(Pages as source code)
■ ■ ■ ■

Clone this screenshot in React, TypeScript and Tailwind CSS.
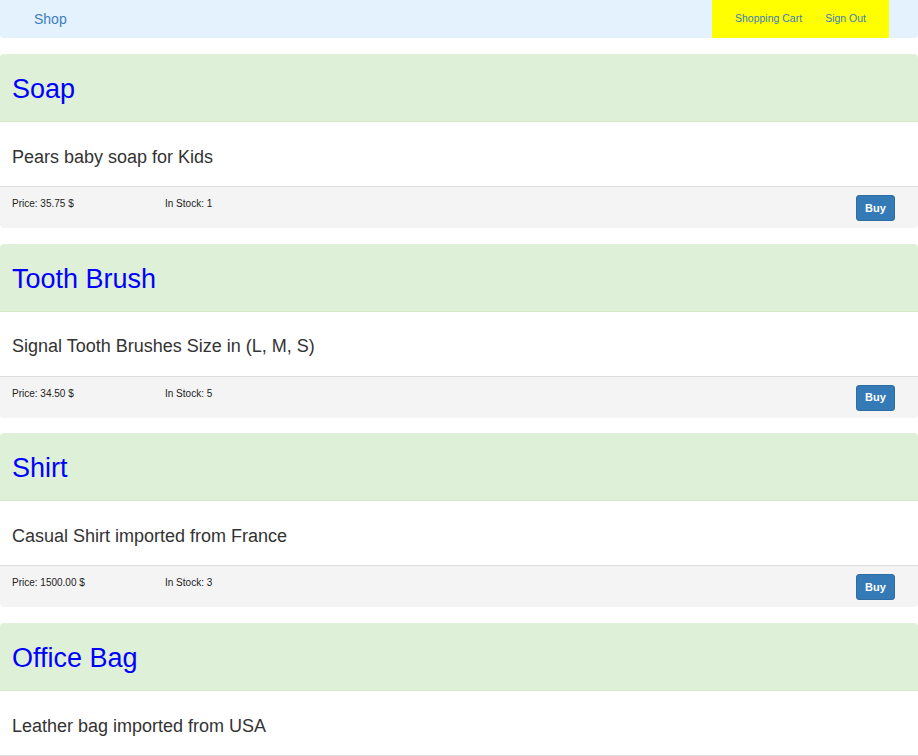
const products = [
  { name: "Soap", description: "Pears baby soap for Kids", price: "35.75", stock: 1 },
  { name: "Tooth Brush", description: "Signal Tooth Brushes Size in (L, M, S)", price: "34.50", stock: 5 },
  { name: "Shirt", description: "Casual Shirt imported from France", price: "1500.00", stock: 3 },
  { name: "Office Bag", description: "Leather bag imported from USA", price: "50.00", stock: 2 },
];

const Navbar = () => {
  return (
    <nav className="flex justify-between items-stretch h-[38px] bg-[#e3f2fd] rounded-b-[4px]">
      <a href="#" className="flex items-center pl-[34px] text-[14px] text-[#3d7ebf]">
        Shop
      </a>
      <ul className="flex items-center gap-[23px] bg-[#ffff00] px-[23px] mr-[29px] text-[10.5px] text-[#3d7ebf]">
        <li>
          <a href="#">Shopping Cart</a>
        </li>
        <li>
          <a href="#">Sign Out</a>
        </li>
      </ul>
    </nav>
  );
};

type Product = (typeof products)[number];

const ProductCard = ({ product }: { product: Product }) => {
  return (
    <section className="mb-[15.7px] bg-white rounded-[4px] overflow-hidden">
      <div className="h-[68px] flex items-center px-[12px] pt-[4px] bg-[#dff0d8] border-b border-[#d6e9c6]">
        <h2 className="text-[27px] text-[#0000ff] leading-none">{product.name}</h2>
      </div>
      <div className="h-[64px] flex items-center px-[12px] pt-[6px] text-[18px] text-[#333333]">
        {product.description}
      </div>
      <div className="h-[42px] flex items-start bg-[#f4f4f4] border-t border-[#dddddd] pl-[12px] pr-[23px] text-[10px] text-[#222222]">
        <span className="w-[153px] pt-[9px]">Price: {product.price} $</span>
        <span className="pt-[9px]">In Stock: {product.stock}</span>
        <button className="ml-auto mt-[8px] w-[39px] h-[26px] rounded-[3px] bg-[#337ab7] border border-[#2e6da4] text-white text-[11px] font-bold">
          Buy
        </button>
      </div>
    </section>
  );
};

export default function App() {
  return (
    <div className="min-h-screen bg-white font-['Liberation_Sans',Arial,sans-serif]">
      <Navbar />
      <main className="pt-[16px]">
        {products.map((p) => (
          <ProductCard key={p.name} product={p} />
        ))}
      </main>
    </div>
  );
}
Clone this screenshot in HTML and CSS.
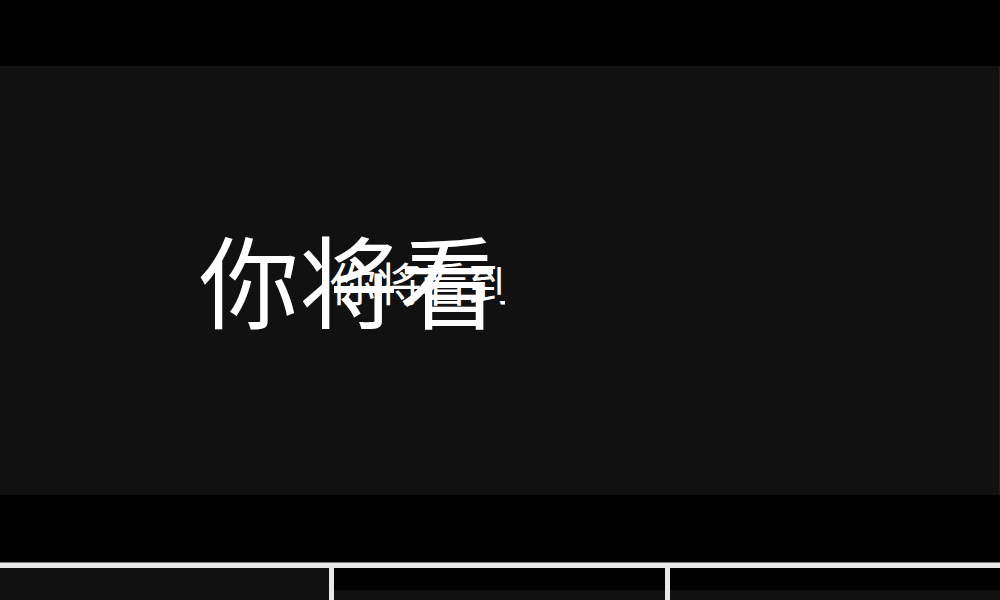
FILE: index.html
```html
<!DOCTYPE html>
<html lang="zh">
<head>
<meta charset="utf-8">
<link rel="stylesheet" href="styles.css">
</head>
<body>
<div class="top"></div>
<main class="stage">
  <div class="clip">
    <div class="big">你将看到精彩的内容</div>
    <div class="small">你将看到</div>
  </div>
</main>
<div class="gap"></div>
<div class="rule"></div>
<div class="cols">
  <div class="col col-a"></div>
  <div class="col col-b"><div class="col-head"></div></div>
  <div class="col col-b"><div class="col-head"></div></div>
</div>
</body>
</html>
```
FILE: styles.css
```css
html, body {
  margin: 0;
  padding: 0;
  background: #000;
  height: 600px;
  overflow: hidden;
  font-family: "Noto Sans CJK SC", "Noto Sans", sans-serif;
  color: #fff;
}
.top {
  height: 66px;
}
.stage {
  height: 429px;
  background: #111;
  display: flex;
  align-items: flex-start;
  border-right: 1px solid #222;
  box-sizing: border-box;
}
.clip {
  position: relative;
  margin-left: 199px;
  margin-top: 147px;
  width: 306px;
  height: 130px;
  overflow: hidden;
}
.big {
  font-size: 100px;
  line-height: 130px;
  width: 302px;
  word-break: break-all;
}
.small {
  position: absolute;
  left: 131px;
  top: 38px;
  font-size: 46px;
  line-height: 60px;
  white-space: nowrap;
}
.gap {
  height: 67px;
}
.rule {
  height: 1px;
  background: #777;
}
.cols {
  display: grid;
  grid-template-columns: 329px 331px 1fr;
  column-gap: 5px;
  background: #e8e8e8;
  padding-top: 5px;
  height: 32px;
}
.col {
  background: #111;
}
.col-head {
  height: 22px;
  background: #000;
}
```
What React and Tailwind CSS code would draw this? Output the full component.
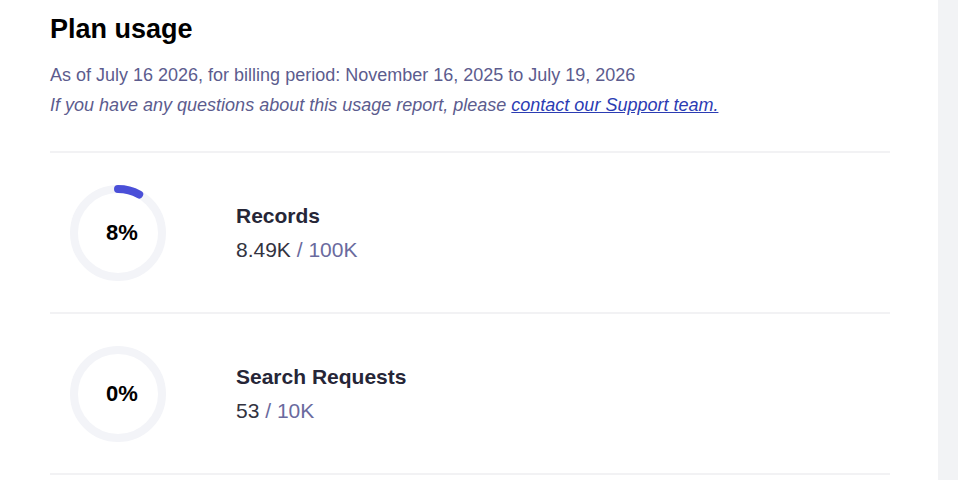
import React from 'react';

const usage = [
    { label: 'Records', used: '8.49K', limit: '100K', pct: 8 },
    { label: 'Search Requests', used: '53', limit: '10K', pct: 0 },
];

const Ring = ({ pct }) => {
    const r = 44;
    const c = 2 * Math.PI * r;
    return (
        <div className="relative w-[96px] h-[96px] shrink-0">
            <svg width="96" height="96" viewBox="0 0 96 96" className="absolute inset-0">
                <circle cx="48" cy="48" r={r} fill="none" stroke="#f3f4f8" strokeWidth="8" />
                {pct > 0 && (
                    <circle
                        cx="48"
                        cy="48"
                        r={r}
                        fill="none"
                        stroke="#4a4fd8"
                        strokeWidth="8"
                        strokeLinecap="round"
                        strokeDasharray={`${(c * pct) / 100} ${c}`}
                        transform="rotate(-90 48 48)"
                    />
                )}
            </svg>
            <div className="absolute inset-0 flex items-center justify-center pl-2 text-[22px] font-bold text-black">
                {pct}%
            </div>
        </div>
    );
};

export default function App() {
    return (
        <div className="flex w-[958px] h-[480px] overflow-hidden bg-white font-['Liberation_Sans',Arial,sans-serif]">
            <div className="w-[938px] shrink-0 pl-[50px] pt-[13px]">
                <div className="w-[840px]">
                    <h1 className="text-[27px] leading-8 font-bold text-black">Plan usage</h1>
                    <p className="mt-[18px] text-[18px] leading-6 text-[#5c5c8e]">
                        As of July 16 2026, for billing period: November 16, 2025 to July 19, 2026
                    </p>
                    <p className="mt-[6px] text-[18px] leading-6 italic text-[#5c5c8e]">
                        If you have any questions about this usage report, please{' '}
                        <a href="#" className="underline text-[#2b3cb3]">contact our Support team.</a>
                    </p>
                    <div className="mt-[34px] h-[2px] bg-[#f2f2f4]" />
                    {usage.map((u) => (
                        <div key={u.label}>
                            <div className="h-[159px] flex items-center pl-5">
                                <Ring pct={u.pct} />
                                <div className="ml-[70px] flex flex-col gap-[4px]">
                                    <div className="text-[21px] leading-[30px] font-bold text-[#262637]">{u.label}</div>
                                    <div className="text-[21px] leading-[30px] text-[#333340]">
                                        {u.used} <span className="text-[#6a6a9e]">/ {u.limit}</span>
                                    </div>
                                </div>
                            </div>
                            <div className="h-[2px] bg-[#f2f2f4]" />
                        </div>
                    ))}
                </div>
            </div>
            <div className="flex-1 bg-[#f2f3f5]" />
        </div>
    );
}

■ ■ ■ ■

→ **The task**
All of the entries above should be copied exactly, except for the pictures.

→ **Result**
Clone this screenshot in React, TypeScript and Tailwind CSS.
const products = [
  { name: "Soap", description: "Pears baby soap for Kids", price: "35.75", stock: 1 },
  { name: "Tooth Brush", description: "Signal Tooth Brushes Size in (L, M, S)", price: "34.50", stock: 5 },
  { name: "Shirt", description: "Casual Shirt imported from France", price: "1500.00", stock: 3 },
  { name: "Office Bag", description: "Leather bag imported from USA", price: "50.00", stock: 2 },
];

const Navbar = () => {
  return (
    <nav className="flex justify-between items-stretch h-[38px] bg-[#e3f2fd] rounded-b-[4px]">
      <a href="#" className="flex items-center pl-[34px] text-[14px] text-[#3d7ebf]">
        Shop
      </a>
      <ul className="flex items-center gap-[23px] bg-[#ffff00] px-[23px] mr-[29px] text-[10.5px] text-[#3d7ebf]">
        <li>
          <a href="#">Shopping Cart</a>
        </li>
        <li>
          <a href="#">Sign Out</a>
        </li>
      </ul>
    </nav>
  );
};

type Product = (typeof products)[number];

const ProductCard = ({ product }: { product: Product }) => {
  return (
    <section className="mb-[15.7px] bg-white rounded-[4px] overflow-hidden">
      <div className="h-[68px] flex items-center px-[12px] pt-[4px] bg-[#dff0d8] border-b border-[#d6e9c6]">
        <h2 className="text-[27px] text-[#0000ff] leading-none">{product.name}</h2>
      </div>
      <div className="h-[64px] flex items-center px-[12px] pt-[6px] text-[18px] text-[#333333]">
        {product.description}
      </div>
      <div className="h-[42px] flex items-start bg-[#f4f4f4] border-t border-[#dddddd] pl-[12px] pr-[23px] text-[10px] text-[#222222]">
        <span className="w-[153px] pt-[9px]">Price: {product.price} $</span>
        <span className="pt-[9px]">In Stock: {product.stock}</span>
        <button className="ml-auto mt-[8px] w-[39px] h-[26px] rounded-[3px] bg-[#337ab7] border border-[#2e6da4] text-white text-[11px] font-bold">
          Buy
        </button>
      </div>
    </section>
  );
};

export default function App() {
  return (
    <div className="min-h-screen bg-white font-['Liberation_Sans',Arial,sans-serif]">
      <Navbar />
      <main className="pt-[16px]">
        {products.map((p) => (
          <ProductCard key={p.name} product={p} />
        ))}
      </main>
    </div>
  );
}
Clone this screenshot in HTML and CSS.
FILE: index.html
```html
<!DOCTYPE html>
<html lang="zh">
<head>
<meta charset="utf-8">
<link rel="stylesheet" href="styles.css">
</head>
<body>
<div class="top"></div>
<main class="stage">
  <div class="clip">
    <div class="big">你将看到精彩的内容</div>
    <div class="small">你将看到</div>
  </div>
</main>
<div class="gap"></div>
<div class="rule"></div>
<div class="cols">
  <div class="col col-a"></div>
  <div class="col col-b"><div class="col-head"></div></div>
  <div class="col col-b"><div class="col-head"></div></div>
</div>
</body>
</html>
```
FILE: styles.css
```css
html, body {
  margin: 0;
  padding: 0;
  background: #000;
  height: 600px;
  overflow: hidden;
  font-family: "Noto Sans CJK SC", "Noto Sans", sans-serif;
  color: #fff;
}
.top {
  height: 66px;
}
.stage {
  height: 429px;
  background: #111;
  display: flex;
  align-items: flex-start;
  border-right: 1px solid #222;
  box-sizing: border-box;
}
.clip {
  position: relative;
  margin-left: 199px;
  margin-top: 147px;
  width: 306px;
  height: 130px;
  overflow: hidden;
}
.big {
  font-size: 100px;
  line-height: 130px;
  width: 302px;
  word-break: break-all;
}
.small {
  position: absolute;
  left: 131px;
  top: 38px;
  font-size: 46px;
  line-height: 60px;
  white-space: nowrap;
}
.gap {
  height: 67px;
}
.rule {
  height: 1px;
  background: #777;
}
.cols {
  display: grid;
  grid-template-columns: 329px 331px 1fr;
  column-gap: 5px;
  background: #e8e8e8;
  padding-top: 5px;
  height: 32px;
}
.col {
  background: #111;
}
.col-head {
  height: 22px;
  background: #000;
}
```
What React and Tailwind CSS code would draw this? Output the full component.
import React from 'react';

const usage = [
    { label: 'Records', used: '8.49K', limit: '100K', pct: 8 },
    { label: 'Search Requests', used: '53', limit: '10K', pct: 0 },
];

const Ring = ({ pct }) => {
    const r = 44;
    const c = 2 * Math.PI * r;
    return (
        <div className="relative w-[96px] h-[96px] shrink-0">
            <svg width="96" height="96" viewBox="0 0 96 96" className="absolute inset-0">
                <circle cx="48" cy="48" r={r} fill="none" stroke="#f3f4f8" strokeWidth="8" />
                {pct > 0 && (
                    <circle
                        cx="48"
                        cy="48"
                        r={r}
                        fill="none"
                        stroke="#4a4fd8"
                        strokeWidth="8"
                        strokeLinecap="round"
                        strokeDasharray={`${(c * pct) / 100} ${c}`}
                        transform="rotate(-90 48 48)"
                    />
                )}
            </svg>
            <div className="absolute inset-0 flex items-center justify-center pl-2 text-[22px] font-bold text-black">
                {pct}%
            </div>
        </div>
    );
};

export default function App() {
    return (
        <div className="flex w-[958px] h-[480px] overflow-hidden bg-white font-['Liberation_Sans',Arial,sans-serif]">
            <div className="w-[938px] shrink-0 pl-[50px] pt-[13px]">
                <div className="w-[840px]">
                    <h1 className="text-[27px] leading-8 font-bold text-black">Plan usage</h1>
                    <p className="mt-[18px] text-[18px] leading-6 text-[#5c5c8e]">
                        As of July 16 2026, for billing period: November 16, 2025 to July 19, 2026
                    </p>
                    <p className="mt-[6px] text-[18px] leading-6 italic text-[#5c5c8e]">
                        If you have any questions about this usage report, please{' '}
                        <a href="#" className="underline text-[#2b3cb3]">contact our Support team.</a>
                    </p>
                    <div className="mt-[34px] h-[2px] bg-[#f2f2f4]" />
                    {usage.map((u) => (
                        <div key={u.label}>
                            <div className="h-[159px] flex items-center pl-5">
                                <Ring pct={u.pct} />
                                <div className="ml-[70px] flex flex-col gap-[4px]">
                                    <div className="text-[21px] leading-[30px] font-bold text-[#262637]">{u.label}</div>
                                    <div className="text-[21px] leading-[30px] text-[#333340]">
                                        {u.used} <span className="text-[#6a6a9e]">/ {u.limit}</span>
                                    </div>
                                </div>
                            </div>
                            <div className="h-[2px] bg-[#f2f2f4]" />
                        </div>
                    ))}
                </div>
            </div>
            <div className="flex-1 bg-[#f2f3f5]" />
        </div>
    );
}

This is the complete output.